Sharjah met traffic and looked beaten before coming back on the bridle as 5-1 Zanahiyr kicked on, Jack Kennedy bidding for a third Grade 1 win this Christmas.

And after Sharjah took it up around the bypassed last hurdle, Zanahiyr rallied all the way to the line. There was only a neck in it.

The winning rider admitted that he had many worries during the €150,000 contest, the feature of the final day.

“To emulate those legends, he’s a very special horse,” said Mullins. “He’s not as good as them but neither of them did it four times in a row.

“I was never really comfortable. What nearly got me beat was we had to come around the last hurdle onto the slower ground. Not everything went right and he still won.”
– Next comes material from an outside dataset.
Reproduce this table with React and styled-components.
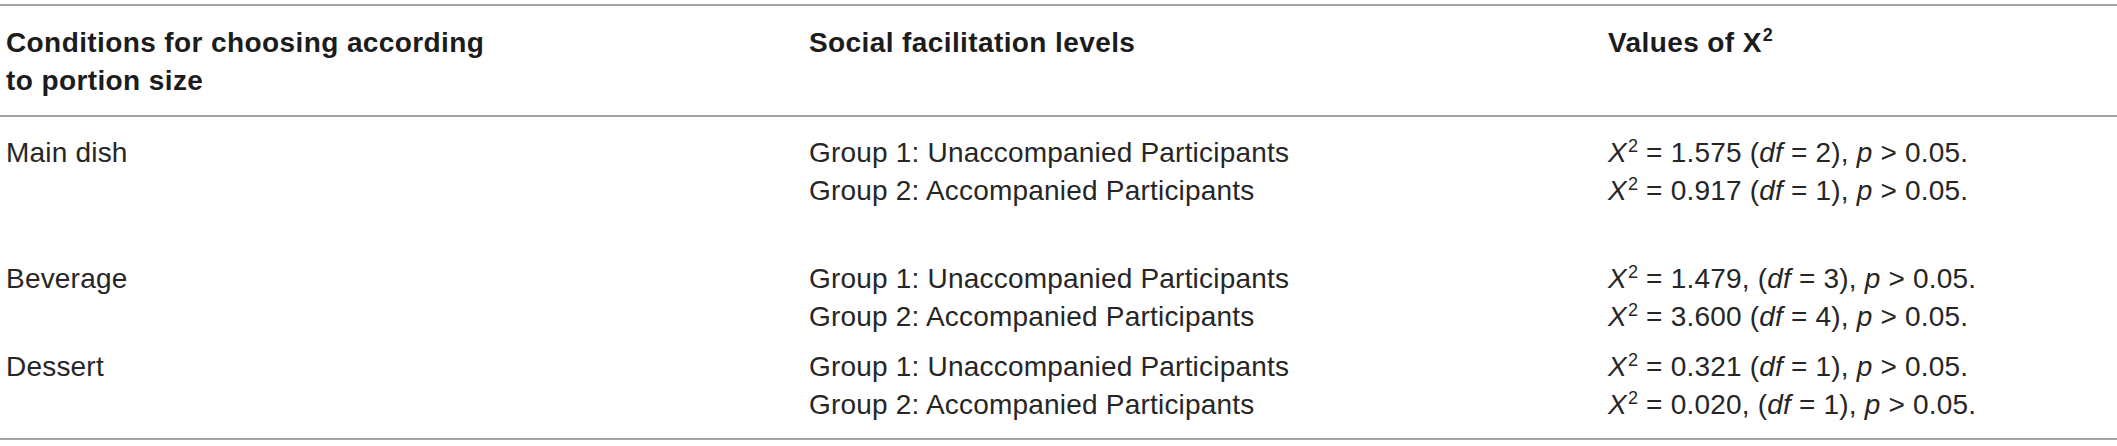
import React from "react"
import styled, { createGlobalStyle } from "styled-components"

const GlobalStyle = createGlobalStyle`
    html, body {
        margin: 0;
        padding: 0;
        background: #ffffff;
    }
    body {
        font-family: "Liberation Sans", Arial, Helvetica, sans-serif;
        color: #231f20;
    }
`

export const Table = styled.div`
    margin-top: 4px;
    border-top: 2px solid #a3a3a3;
    border-bottom: 2px solid #a3a3a3;
    width: 100%;
`

export const HeaderRow = styled.div`
    display: grid;
    grid-template-columns: 803px 799px 1fr;
    padding: 18px 0 15px 6px;
    border-bottom: 2px solid #a3a3a3;
`

export const HeadCell = styled.div`
    font-size: 28px;
    line-height: 38px;
    font-weight: bold;
    letter-spacing: 0.4px;
    color: #1c1c1c;
`

export const Body = styled.div`
    padding: 5px 0 14px;
`

export const Row = styled.div`
    display: grid;
    grid-template-columns: 803px 799px 1fr;
    padding: 12px 0 0 6px;
`

export const Cell = styled.div`
    font-size: 28px;
    line-height: 38px;
    letter-spacing: 0.2px;
    color: #262626;
`

export const Line = styled.div`
    height: 38px;
    white-space: nowrap;
`

export const Em = styled.i`
    font-style: italic;
`

export const Sup = styled.sup`
    font-size: 18px;
    line-height: 0;
    vertical-align: ${(props) => (props.bold ? "11px" : "10px")};
    font-style: normal;
    margin-left: 1px;
`

const rows = [
    {
        condition: "Main dish",
        blank: true,
        items: [
            ["Group 1: Unaccompanied Participants", "1.575", "2"],
            ["Group 2: Accompanied Participants", "0.917", "1"],
        ],
    },
    {
        condition: "Beverage",
        items: [
            ["Group 1: Unaccompanied Participants", "1.479,", "3"],
            ["Group 2: Accompanied Participants", "3.600", "4"],
        ],
    },
    {
        condition: "Dessert",
        items: [
            ["Group 1: Unaccompanied Participants", "0.321", "1"],
            ["Group 2: Accompanied Participants", "0.020,", "1"],
        ],
    },
]

const ChiValue = ({ value, df }) => (
    <Line>
        <Em>X</Em>
        <Sup>2</Sup> = {value} (<Em>df</Em> = {df}), <Em>p</Em> &gt; 0.05.
    </Line>
)

export default function App() {
    return (
        <>
            <GlobalStyle />
            <Table>
                <HeaderRow>
                    <HeadCell>
                        Conditions for choosing according
                        <br />
                        to portion size
                    </HeadCell>
                    <HeadCell>Social facilitation levels</HeadCell>
                    <HeadCell>
                        Values of X<Sup bold>2</Sup>
                    </HeadCell>
                </HeaderRow>
                <Body>
                    {rows.map((row) => (
                        <Row key={row.condition}>
                            <Cell>
                                <Line>{row.condition}</Line>
                            </Cell>
                            <Cell>
                                {row.items.map((item) => (
                                    <Line key={item[0]}>{item[0]}</Line>
                                ))}
                                {row.blank && <Line />}
                            </Cell>
                            <Cell>
                                {row.items.map((item) => (
                                    <ChiValue key={item[0]} value={item[1]} df={item[2]} />
                                ))}
                            </Cell>
                        </Row>
                    ))}
                </Body>
            </Table>
        </>
    )
}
His father added: “That wasn’t good for the heart. I thought he didn’t look comfortable at times.

“Patrick coaxed him and coaxed him before getting after him. They are a great team and Rich (Ricci) loves Patrick riding him!”

Jack Kennedy probably could not care less that there are no paying punters in Leopardstown – it hasn’t stopped him this week.

Kennedy, touched off on Zanahiyr, had been praised by Patrick Mullins for trying to force him out on the worst ground possible up the straight.

Kennedy produced Fury Road for an easy win at 7-1 in the Grade 1 novice chase, in which Vanillier’s deliberate jumping cost him all chance.

Cantering throughout, Fury Road easily took care of the favourite Run Wild Fred, also trained by the in-form Gordon Elliott.

Kennedy said: “Everything went very smoothly. He was jumping me nearly into the lead a lot of the time and I just wanted to take him back! We went very steady and it suited this lad.”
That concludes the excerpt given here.